To be the man, you’ve gotta beat the man. That refrain kept pulsating my conscience as I saw Westlake’s 6-foot-8 phenom Chuma Okeke preparing for the game. It caused me to remember one of the first interviews I did with Newton coach Rick Rasmussen since coming to The Covington News.
We were in his office, and he was briefing me on the success of the Newton program, both before and since he’d been pacing the sidelines. I remember him saying the only kind of player he’d never really had is that big 6-foot-8, 6-foot-9 post player who could jump out of the gym.
On Thursday, I found myself wondering if Okeke was who he was thinking of when he was saying that.
And for all of the success Newton had in the season prior to this game – the national rankings, the national attention, Isaiah Miller upstaging Spartanburg Day’s Zion Williamson on the highlight reel.
Despite the region championship, and beating everyone they played on its schedule at least once, the fact was, Westlake entered Thursday night’s game as, “the man.” Not only were the Lions defending champs, but they also represented Newton heartbreak. As if the physical challenge of beating Westlake wasn’t enough, Newton would also have to get past the mental hurdles involved with trying to dethrone the team that dethroned you last year.
I love what Rams senior J.D. Notae said after the game.
“We were supposed to beat them last year,” Notae said. The 6-foot3 Jacksonville signee was already back in the locker room while most of his teammates and coaches were still out on the gym floor slapping hands, hugging and enjoying the moments that followed the three overtime thriller. It looked as if he’d been in a war. And he basically admitted as much. “It was a real dog fight,” he said. One of the images that has stayed with me since Thursday was a picture of Notae and sophomore point guard Ashton Hagans. They were standing in a side-by-side embrace. Hagans had a mile-wide smile on his face. Notae, on the other hand, looked spent. Holding a mouthpiece in his mouth, he looked like he just stepped out of the ring with the heavyweight champ.
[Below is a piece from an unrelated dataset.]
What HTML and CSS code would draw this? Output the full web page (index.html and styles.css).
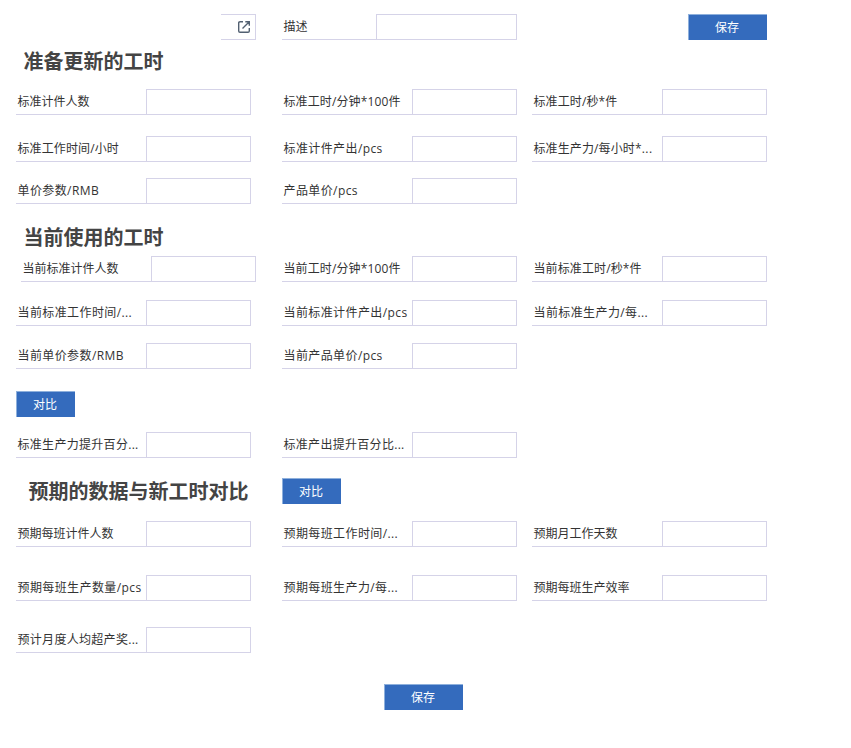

And in a sense, that’s exactly what Newton did. They jumped out fast, put the champs on the ropes early. When the lead swelled to 19 points before halftime, it seemed as if the haymakers were hitting their desired targets and the champs would soon fall. But Rasmussen knew better. “I told them at halftime that those guys are champions,” he said. “I knew they weren’t going away.”
There’s no equivalent of “overtime” in boxing or wrestling. In boxing, once you’ve reached the final round, that’s it. But in wrestling, you just keep going until someone is pinned or someone submits. And you knew Westlake wasn’t going to submit.
Interestingly enough, it was a sixth (and sometimes seventh)man sophomore, Colby Rogers, who leveled the final knockout blows. His draining four free throws to seal the win in the final 30 seconds of the third overtime was the equivalent of pinning the opponent and getting that threecount. And then the celebration began.
In some ways it felt like a championship celebration, but these Rams know better – especially the ones who knew first-hand what that last Westlake bout felt like. Especially the grizzled veteran, Notae, who is typically a young man of few words anyway.
I had to ask around to locate him for an interview. When I saw him in the locker room, he seemed more relieved than excited. His team had just beaten “the man,” but he also knew Newton had more work to do before it could take on that title for itself.
“Celebrate today. Get ready to work tomorrow,” Notae said with a straight face.
Now it’s on to Tift County, who will make the trek to Covington Wednesday. Get past the Blue Devils, and perhaps a possible Final Four matchup with familiar region foe Grayson awaits, depending on what Grayson does in its Elite Eight matchup with Brookwood.
But in this context, being the man means not overlooking the next opponent. It means bringing your emotions back down to earth and not staring too far down the road. It means understanding that you’ve gotta win three more games before anyone will call you the man.
Westlake is no longer the man, and as of now, Newton isn’t either. But it’s a much more plausible possibility, now that they’ve dethroned the champs.
Can these Rams continue to push through the gauntlet for the ultimate prize? It remains to be seen. They don’t have a state championship trophy yet. But based on what we saw Thursday, we now know one thing for sure – Newton’s got a championship heart.